Anyway, I can find tons of them that talk to your wireless network and then an app to use your smart iDevice or Android phont/pad to see the weather station, but none of them will let me use my wireless PC monitor (the desk one or the lappy) as the readout.

Anybody come across one that will talk to my Windoze machines?

Jim
As an alternative, would you consider something that reads a web page and displays the data from your local airport? A long time ago, I once wrote something in Excel VBA that read the barometric pressure stored from ATIS data. I used it to see if the barometer was rising or falling. @jesse created a cool web page (I think it is gone, now) where he displayed a lot more.

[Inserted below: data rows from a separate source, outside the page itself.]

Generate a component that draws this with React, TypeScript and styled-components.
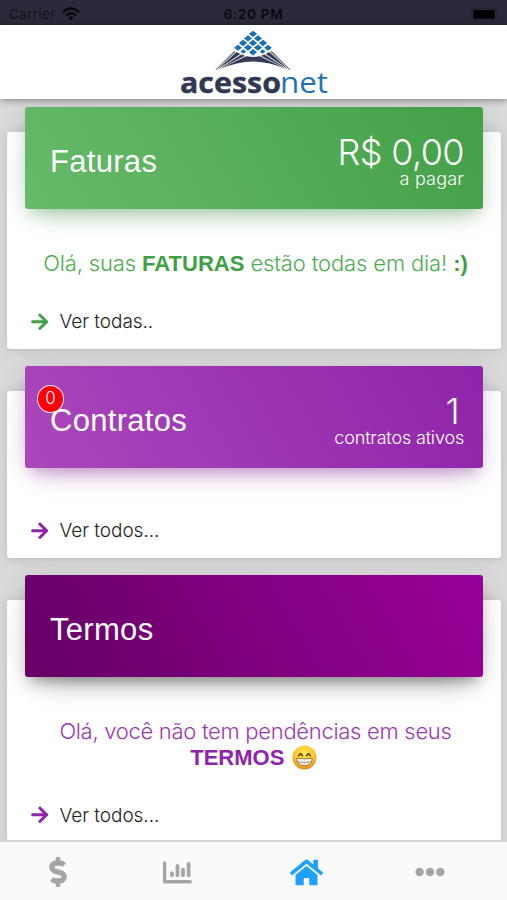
import React from "react";
import styled, { createGlobalStyle, css } from "styled-components";
import { FaArrowRight, FaDollarSign, FaEllipsisH, FaHome } from "react-icons/fa";

const GlobalStyle = createGlobalStyle`
  * { box-sizing: border-box; }
  body {
    margin: 0;
    background: #d8d8d8;
    font-family: "Liberation Sans", Arial, sans-serif;
  }
`;

const lightFace = css`
  font-family: Inter, "Liberation Sans", sans-serif;
  font-weight: 300;
`;

const Screen = styled.div`
  display: flex;
  flex-direction: column;
  width: 507px;
  height: 900px;
  overflow: hidden;
  background: #dadada;
`;

const StatusBar = styled.div`
  display: grid;
  grid-template-columns: 1fr auto 1fr;
  align-items: center;
  flex: 0 0 25px;
  padding: 3px 9px 0;
  background: #2a2a3a;
  color: #08080d;
  font: 500 13px/20px Inter, sans-serif;
`;

const Carrier = styled.div`
  display: flex;
  align-items: center;
  gap: 6px;
  font-weight: 400;
  font-size: 13.5px;
  letter-spacing: 0.35px;
  color: #12121a;
`;

const Clock = styled.div`
  font-weight: 600;
  font-size: 13.5px;
  letter-spacing: 0.7px;
`;

const BatterySlot = styled.div`
  display: flex;
  justify-content: flex-end;
  margin-right: -2px;
`;

const Header = styled.header`
  display: flex;
  justify-content: center;
  flex: 0 0 73.5px;
  background: #fff;
  box-shadow: 0 1px 7px rgba(0, 0, 0, 0.42);
  z-index: 1;
`;

const Content = styled.main`
  flex: 1;
  min-height: 0;
  overflow: hidden;
  padding: 33px 6px 0 7px;
`;

const Card = styled.section<{ $height: number }>`
  height: ${(p) => p.$height}px;
  margin-bottom: 41.5px;
  padding: 0 18px;
  display: flex;
  flex-direction: column;
  background: #fff;
  border-radius: 3px;
  box-shadow: 0 1px 14px rgba(0, 0, 0, 0.12), 0 1px 2px rgba(0, 0, 0, 0.06);
`;

const Banner = styled.div<{ $from: string; $to: string; $glow: string }>`
  display: flex;
  align-items: center;
  justify-content: space-between;
  flex: 0 0 102px;
  margin-top: -24.5px;
  padding: 0 19px 0 25px;
  color: #fff;
  border-radius: 3px;
  background: linear-gradient(60deg, ${(p) => p.$from}, ${(p) => p.$to});
  box-shadow: 0 16px 30px -14px ${(p) => p.$glow}, 0 4px 26px rgba(0, 0, 0, 0.12),
    0 9px 12px -6px ${(p) => p.$glow};
`;

const TitleWrap = styled.div`
  position: relative;
`;

const Title = styled.h2`
  margin: 7px 0 0;
  font-weight: 400;
  font-size: 31px;
  line-height: 36px;
  letter-spacing: 0.3px;
`;

const Badge = styled.span`
  position: absolute;
  left: -13px;
  top: -11px;
  width: 27px;
  height: 28px;
  border: 1.5px solid #ffe9f4;
  border-radius: 50%;
  background: #fb0006;
  text-align: center;
  font-size: 17px;
  line-height: 25px;
  ${lightFace}
`;

const Summary = styled.div`
  display: flex;
  flex-direction: column;
  align-items: flex-end;
  padding-top: 8px;
  ${lightFace}
`;

const Amount = styled.div<{ $inset?: number }>`
  margin-right: ${(p) => p.$inset ?? 0}px;
  font-size: 36px;
  line-height: 33px;
  letter-spacing: -0.6px;
`;

const Caption = styled.div<{ $spacing: number }>`
  font-size: 18px;
  line-height: 20px;
  letter-spacing: ${(p) => p.$spacing}px;
`;

const Message = styled.p<{ $color: string; $strong: string; $spacing: number }>`
  margin: 42px 0 0;
  padding-left: 3px;
  text-align: center;
  white-space: nowrap;
  color: ${(p) => p.$color};
  font-size: 22px;
  line-height: 25.5px;
  letter-spacing: ${(p) => p.$spacing}px;
  ${lightFace}
  strong {
    font-family: "Liberation Sans", sans-serif;
    font-weight: 700;
    letter-spacing: 0;
    color: ${(p) => p.$strong};
  }
  svg {
    margin: 0 4px 0 1.5px;
    vertical-align: -5px;
  }
`;

const More = styled.div<{ $color: string }>`
  display: flex;
  align-items: center;
  gap: 10px;
  margin-top: auto;
  padding: 0 0 15px 5px;
  font-size: 19px;
  line-height: 25px;
  letter-spacing: -0.05px;
  color: #222;
  ${lightFace}
  svg {
    color: ${(p) => p.$color};
    font-size: 19.5px;
  }
`;

const TabBar = styled.nav`
  display: grid;
  grid-template-columns: 115px 124px 134px 114px;
  flex: 0 0 60.5px;
  border-top: 2px solid #d5d5d5;
  background: #fafafa;
`;

const Tab = styled.div<{ $active?: boolean; $size: number }>`
  display: flex;
  align-items: center;
  justify-content: center;
  padding-top: 3px;
  color: ${(p) => (p.$active ? "#1fa2ff" : "#a5a5a5")};
  font-size: ${(p) => p.$size}px;
`;

const Wifi = () => (
  <svg width="18" height="14" viewBox="0 0 18 14" fill="none" stroke="#08080d" strokeWidth="2.4">
    <path d="M1 5.2Q9 -2 17 5.2" />
    <path d="M4 8.6Q9 4 14 8.6" />
    <path d="M6.2 10.6Q9 8.2 11.8 10.6L9 13.4Z" fill="#08080d" stroke="none" />
  </svg>
);

const Battery = () => (
  <svg width="29" height="12" viewBox="0 0 29 12">
    <rect x="0.5" y="0.5" width="25" height="11" rx="3" fill="none" stroke="#20202c" />
    <rect x="2" y="2" width="22" height="8.5" rx="2" fill="#000" />
    <path d="M27 4.2Q28.6 6 27 7.8Z" fill="#20202c" />
  </svg>
);

const BarsIcon = () => (
  <svg width="30" height="23" viewBox="0 0 30 23" fill="none" stroke="currentColor" strokeLinecap="round" strokeLinejoin="round">
    <path d="M2.6 2V20.8H28.2" strokeWidth="3.4" />
    <path d="M10 12.2V14.2M15.5 5V14.2M21 8.6V14.2M26.6 3V14.2" strokeWidth="3.8" />
  </svg>
);

const tiles: [number, number, number][] = [
  [84, 8.9, 1],
  [79, 13.4, 1], [89, 13.4, 1],
  [74, 18, 1], [84, 18, 1], [94, 18, 1],
  [69, 22.8, 0.95], [79, 22.6, 1], [89, 22.6, 1], [99, 22.8, 0.95],
  [74.4, 26.6, 0.7], [84, 27.2, 1], [93.6, 26.6, 0.7],
];

const LogoSvg = styled.svg`
  overflow: visible;
`;

const Logo = () => (
  <LogoSvg width="170" height="73" viewBox="0 0 170 73">
    <g fill="#1670b5">
      {tiles.map(([x, y, s]) => (
        <path key={`${x}-${y}`} d={`M${x} ${y - 3.2 * s}L${x + 4.1 * s} ${y}L${x} ${y + 3.2 * s}L${x - 4.1 * s} ${y}Z`} />
      ))}
    </g>
    <g fill="#343c58">
      <path d="M65.2 26L66.8 26.8L47.4 45L46.4 44.8Z" fill="#6b7183" />
      <path d="M67.6 27L71.4 29L48.6 44.4Z" />
      <path d="M72.4 29.4L76 30.8L50 44.2Z" />
      <path d="M77 31.2L84 32V36.4Q68 36.6 51 44Z" />
      <path d="M102.8 26L101.2 26.8L120.6 45L121.6 44.8Z" fill="#6b7183" />
      <path d="M100.4 27L96.6 29L119.4 44.4Z" />
      <path d="M95.6 29.4L92 30.8L118 44.2Z" />
      <path d="M91 31.2L84 32V36.4Q100 36.6 117 44Z" />
    </g>
    <text x="11" y="67.5" fontFamily="Open Sans" fontWeight="700" fontSize="29" fill="#303852" stroke="#303852" strokeWidth="0.4" textLength="101" lengthAdjust="spacingAndGlyphs">acesso</text>
    <text x="111" y="67.5" fontFamily="Open Sans" fontWeight="400" fontSize="29" fill="#1e73b7" textLength="48" lengthAdjust="spacingAndGlyphs">net</text>
  </LogoSvg>
);

const GrinEmoji = () => (
  <svg width="25" height="25" viewBox="0 0 25 25">
    <defs>
      <radialGradient id="grin" cx="0.5" cy="0.35" r="0.65">
        <stop offset="0" stopColor="#ffe94f" />
        <stop offset="0.65" stopColor="#fbc42e" />
        <stop offset="1" stopColor="#e0851a" />
      </radialGradient>
    </defs>
    <circle cx="12.5" cy="12.5" r="12" fill="url(#grin)" />
    <path d="M6.6 10.8L8.6 8.6L10.6 10.8M14.4 10.8L16.4 8.6L18.4 10.8" fill="none" stroke="#60401a" strokeWidth="1.5" strokeLinecap="round" strokeLinejoin="round" />
    <path d="M4.8 13.2Q12.5 14.6 20.2 13.2Q20 20.6 12.5 20.6Q5 20.6 4.8 13.2Z" fill="#fff" stroke="#8d6730" strokeWidth="0.9" />
    <path d="M5.4 16.8Q12.5 18.2 19.6 16.8" stroke="#857a68" strokeWidth="0.9" fill="none" />
    <path d="M9 14V20M12.5 14.4V20.6M16 14V20" stroke="#b9af9f" strokeWidth="0.5" fill="none" />
  </svg>
);

export default function App() {
  return (
    <>
      <GlobalStyle />
      <Screen>
        <StatusBar>
          <Carrier>Carrier <Wifi /></Carrier>
          <Clock>6:20 PM</Clock>
          <BatterySlot><Battery /></BatterySlot>
        </StatusBar>
        <Header><Logo /></Header>
        <Content>
          <Card $height={217.5}>
            <Banner $from="#66bb6a" $to="#43a047" $glow="rgba(76, 175, 80, 0.3)">
              <Title>Faturas</Title>
              <Summary>
                <Amount>R$ 0,00</Amount>
                <Caption $spacing={0.2}>a pagar</Caption>
              </Summary>
            </Banner>
            <Message $color="#4cab50" $strong="#3f9f45" $spacing={-0.13}>
              Olá, suas <strong>FATURAS</strong> estão todas em dia! <strong>:)</strong>
            </Message>
            <More $color="#43a047"><FaArrowRight />Ver todas..</More>
          </Card>
          <Card $height={167.5}>
            <Banner $from="#ab47bc" $to="#8e24aa" $glow="rgba(156, 39, 176, 0.3)">
              <TitleWrap>
                <Title>Contratos</Title>
                <Badge>0</Badge>
              </TitleWrap>
              <Summary>
                <Amount $inset={5}>1</Amount>
                <Caption $spacing={-0.17}>contratos ativos</Caption>
              </Summary>
            </Banner>
            <More $color="#8e24aa"><FaArrowRight />Ver todos...</More>
          </Card>
          <Card $height={243}>
            <Banner $from="#660066" $to="#990099" $glow="rgba(0, 0, 0, 0.3)">
              <Title>Termos</Title>
            </Banner>
            <Message $color="#9a38b3" $strong="#8e24aa" $spacing={-0.29}>
              Olá, você não tem pendências em seus<br />
              <strong>TERMOS</strong> <GrinEmoji />
            </Message>
            <More $color="#8e24aa"><FaArrowRight />Ver todos...</More>
          </Card>
        </Content>
        <TabBar>
          <Tab $size={30}><FaDollarSign stroke="currentColor" strokeWidth={12} /></Tab>
          <Tab $size={30}><BarsIcon /></Tab>
          <Tab $size={33} $active><FaHome /></Tab>
          <Tab $size={30}><FaEllipsisH /></Tab>
        </TabBar>
      </Screen>
    </>
  );
}
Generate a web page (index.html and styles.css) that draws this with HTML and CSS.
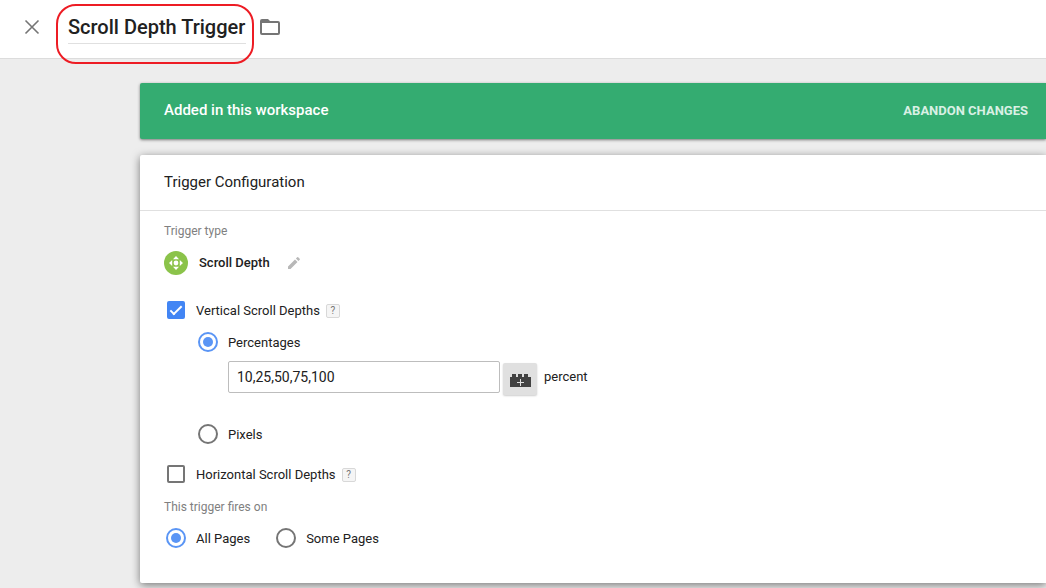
FILE: index.html
```html
<!DOCTYPE html>
<html lang="en">
<head>
    <meta charset="UTF-8">
    <meta name="viewport" content="width=device-width, initial-scale=1.0">
    <title>Scroll Depth Trigger</title>
    <link rel="stylesheet" href="styles.css">
</head>
<body>
    <header class="topbar">
        <button type="button" class="icon-btn" aria-label="Close">
            <svg width="16" height="16" viewBox="0 0 16 16"><path d="M1.5 1.5l13 13M14.5 1.5l-13 13" fill="none" stroke="#757575" stroke-width="1.6"/></svg>
        </button>
        <div class="title-box">
            <input type="text" class="title-input" aria-label="Trigger name" value="Scroll Depth Trigger">
        </div>
        <button type="button" class="icon-btn" aria-label="Move to folder">
            <svg width="20" height="16" viewBox="0 0 20 16"><path d="M2 0h6l2 2h8a2 2 0 0 1 2 2v10a2 2 0 0 1-2 2H2a2 2 0 0 1-2-2V2a2 2 0 0 1 2-2zM2 4v10h16V4z" fill="#757575" fill-rule="evenodd"/></svg>
        </button>
    </header>

    <main class="content">
        <div class="banner">
            <span class="banner-text">Added in this workspace</span>
            <button type="button" class="banner-btn">ABANDON CHANGES</button>
        </div>

        <section class="card">
            <h2 class="card-title">Trigger Configuration</h2>

            <form class="card-body">
                <div class="caption">Trigger type</div>
                <div class="type-row">
                    <svg width="24" height="24" viewBox="0 0 24 24">
                        <circle cx="12" cy="12" r="12" fill="#8bc34a"/>
                        <circle cx="12" cy="12" r="2.4" fill="#fff"/>
                        <path d="M12 5l3 3.200H9zM12 19l3-3.200H9zM5 12l3.200-3v6zM19 12l-3.200-3v6z" fill="#fff"/>
                    </svg>
                    <span class="type-name">Scroll Depth</span>
                    <button type="button" class="icon-btn" aria-label="Edit trigger type">
                        <svg width="12" height="12" viewBox="0 0 12 12"><path d="M0 9.500V12h2.500l7-7L7 2.500zM11.700 2.800a.7.7 0 0 0 0-1L10.200.3a.7.7 0 0 0-1 0L7.900 1.600l2.500 2.500z" fill="#b8b8b8"/></svg>
                    </button>
                </div>

                <div class="row">
                    <input type="checkbox" class="check" id="vertical" checked>
                    <label for="vertical">Vertical Scroll Depths</label>
                    <button type="button" class="help" aria-label="Help">?</button>
                </div>

                <div class="nested">
                    <div class="row">
                        <input type="radio" class="radio" name="unit" id="percentages" checked>
                        <label for="percentages">Percentages</label>
                    </div>
                    <div class="value-row">
                        <input type="text" class="value-input" id="values" value="10,25,50,75,100">
                        <button type="button" class="variable-btn" aria-label="Insert variable">
                            <svg width="21" height="13" viewBox="0 0 21 13">
                                <path d="M0 3h2V0h4v3h2V0h4v3h2V0h4v3h3v10H0z" fill="#424242"/>
                                <path d="M10.500 5v7M7 8.500h7" stroke="#e0e0e0"/>
                            </svg>
                        </button>
                        <label for="values">percent</label>
                    </div>
                    <div class="row">
                        <input type="radio" class="radio" name="unit" id="pixels">
                        <label for="pixels">Pixels</label>
                    </div>
                </div>

                <div class="row horizontal-row">
                    <input type="checkbox" class="check" id="horizontal">
                    <label for="horizontal">Horizontal Scroll Depths</label>
                    <button type="button" class="help" aria-label="Help">?</button>
                </div>

                <div class="caption">This trigger fires on</div>
                <div class="row fires-row">
                    <input type="radio" class="radio" name="fires" id="all-pages" checked>
                    <label for="all-pages">All Pages</label>
                    <input type="radio" class="radio" name="fires" id="some-pages">
                    <label for="some-pages">Some Pages</label>
                </div>
            </form>
        </section>
    </main>
</body>
</html>
```
FILE: styles.css
```css
*,
*::after {
    box-sizing: border-box;
}

body {
    margin: 0;
    background: #ededed;
    color: #212121;
    font-family: Roboto, Arial, sans-serif;
    font-size: 13px;
    line-height: 16px;
}

button,
input {
    margin: 0;
    font-family: inherit;
    color: inherit;
}

svg {
    display: block;
}

.icon-btn {
    padding: 0;
    border: none;
    background: none;
    cursor: pointer;
}

/* Top bar */
.topbar {
    display: flex;
    align-items: center;
    height: 59px;
    padding: 0 24px 4px;
    background: #fff;
    border-bottom: 1px solid #dcdcdc;
}

.title-box {
    position: relative;
    margin: 3px 14px 0 28px;
}

/* Red marker round the trigger name */
.title-box::after {
    content: "";
    position: absolute;
    inset: -9px -8px -20px -12px;
    border: 2px solid #ed1c24;
    border-radius: 20px;
    pointer-events: none;
}

.title-input {
    display: block;
    width: 178px;
    height: 31px;
    padding: 0 0 2px;
    border: none;
    border-bottom: 1px solid #e0e0e0;
    background: none;
    font-size: 20px;
    font-weight: 500;
    outline: none;
}

/* Content */
.content {
    padding: 24px 0 5px 140px;
}

.banner {
    display: flex;
    align-items: center;
    justify-content: space-between;
    height: 56px;
    margin-bottom: 16px;
    padding: 0 18px 2px 24px;
    background: #34ac71;
    border-radius: 2px 0 0 2px;
    box-shadow: 0 1px 3px rgba(0, 0, 0, 0.5);
    color: #fff;
}

.banner-text {
    font-size: 15px;
    font-weight: 500;
}

.banner-btn {
    padding: 0;
    border: none;
    background: none;
    color: #d9f0e4;
    font-size: 13px;
    font-weight: 700;
    cursor: pointer;
}

.card {
    background: #fff;
    border-radius: 2px 0 0 2px;
    box-shadow: 0 2px 8px rgba(0, 0, 0, 0.5);
}

.card-title {
    margin: 0;
    padding: 17px 24px 18px;
    border-bottom: 1px solid #e0e0e0;
    font-size: 15px;
    font-weight: 400;
    line-height: 20px;
}

.card-body {
    padding: 12px 24px 29px;
}

.caption {
    color: #808080;
    font-size: 12px;
}

.type-row {
    display: flex;
    align-items: center;
    margin: 12px 0 19px;
}

.type-name {
    margin: 0 18px 0 11px;
    font-weight: 500;
}

.row {
    display: flex;
    align-items: center;
    height: 32px;
}

.row label {
    padding-top: 2px;
}

.nested {
    padding-left: 32px;
}

.check {
    appearance: none;
    width: 18px;
    height: 18px;
    margin: 0 11px 0 3px;
    border: 2px solid #757575;
    border-radius: 2px;
}

.check:checked {
    display: grid;
    place-items: center;
    border-color: #4285f4;
    background: #4285f4;
}

.check:checked::after {
    content: "";
    width: 6px;
    height: 12px;
    margin-bottom: 3px;
    border: solid #fff;
    border-width: 0 2px 2px 0;
    transform: rotate(45deg);
}

.radio {
    appearance: none;
    display: grid;
    place-items: center;
    width: 20px;
    height: 20px;
    margin: 0 10px 0 2px;
    border: 2px solid #757575;
    border-radius: 50%;
}

.radio:checked {
    border-color: #5a95f5;
}

.radio:checked::after {
    content: "";
    width: 10px;
    height: 10px;
    border-radius: 50%;
    background: #5a95f5;
}

.help {
    width: 14px;
    height: 14px;
    margin: 2px 0 0 6px;
    padding: 0;
    border: 1px solid #d8d8d8;
    border-radius: 2px;
    background: #f5f5f5;
    color: #757575;
    font-size: 10px;
    line-height: 12px;
}

.value-row {
    display: flex;
    align-items: center;
    height: 32px;
    margin: 3px 0 25px 32px;
}

.value-input {
    width: 272px;
    height: 32px;
    padding: 0 8px;
    border: 1px solid #bdbdbd;
    border-radius: 2px;
    font-size: 14px;
}

.variable-btn {
    display: grid;
    place-items: center;
    width: 34px;
    height: 32px;
    margin: 4px 7px 0 3px;
    padding: 2px 0 0;
    border: none;
    border-radius: 2px;
    background: #e0e0e0;
    box-shadow: 0 1px 2px rgba(0, 0, 0, 0.2);
}

.horizontal-row {
    margin: 8px 0 9px;
}

.fires-row {
    margin-top: 7px;
}

.fires-row label {
    margin-right: 24px;
}
```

The advantage was I didn't need to buy equipment, and someone else maintained it. The disadvantages were that the airport is some miles from me, and I'm dependent on someone else maintaining a web page I could access. For barometric pressure, it was close enough for my needs.

If you are interested, I'll see if I can find the spreadsheet, see if it still works, and post it.
 
So, what's wrong with getting another radio and hanging another antenna? :)

N6TPT
Not the radio. I've got a half-dozen of them. Ginning up the 12 volt supply is a pain in the tush. And, for antennas, I'm getting just a LITTLE old in the tooth to climb up on a second-story roof four or five times a year to "just hang another antenna". The place looks like an agitated porcupine as it is. :cheers:
 
Not the radio. I've got a half-dozen of them. Ginning up the 12 volt supply is a pain in the tush. And, for antennas, I'm getting just a LITTLE old in the tooth to climb up on a second-story roof four or five times a year to "just hang another antenna". The place looks like an agitated porcupine as it is. :cheers:

I can understand the getting old stuff. And I brought my wife home from an overnight in the hospital on Wednesday after she had her right hip replaced on Tuesday. Already had an artificial one in the left. As her mother said years ago, getting older isn't for sissies. And I'm sure her mother had some stories, she was an Army nurse during WWII and came ashore on Omaha Beach on D+1.

A 12 Volt supply should be easy, just grab a bigger one and plug it in. Climbing up to put up a new antenna is a different story, but there's nothing wrong with the place looking like an agitated porcupine. As long as the HOA and more importantly, my XYL don't mind I'd put up more, too.
 
I've not had any problems with the haptic sensor on the Tempest. It does register even light rain here.
 
I have an Ambient Weather setup. Works pretty good.
Can the system be used -- that is, weather information displayed on, say, a tablet or desktop PC -- without using their "cloud hosted" stuff? My main complaint about, well, damn near everything now, is that you buy a very spendy little gadget that is very useful -- but that use is utterly dependent upon their "cloud" service and app, meaning you may or may not find it useful tomorrow or six months from now.

We have an old Acurite system now. There's a little display hanging in the kitchen. I bought their "weather bridge" that sends the data to their system, which apparently forwards to Weather Underground -- I dunno, I forget the details. I hacked up my DHCP server to re-route the packets to my own server, so I can dump the reports into a text file locally and use Splunk to extract what I want. But it's a pain in the ass to do and to maintain. What I want is something that has a local web UI or something, so I can see weather data here at home without having to go through someone else's maybe-there-maybe-not service. Accessible from anywhere in the world is nice, but not really a requirement.
 
While it's more convenient to use the Tempest's cloud repository for the data, I think they do have a local API. I've not tried to use it because there's enough other stuff involved in my project that the internet has to be there.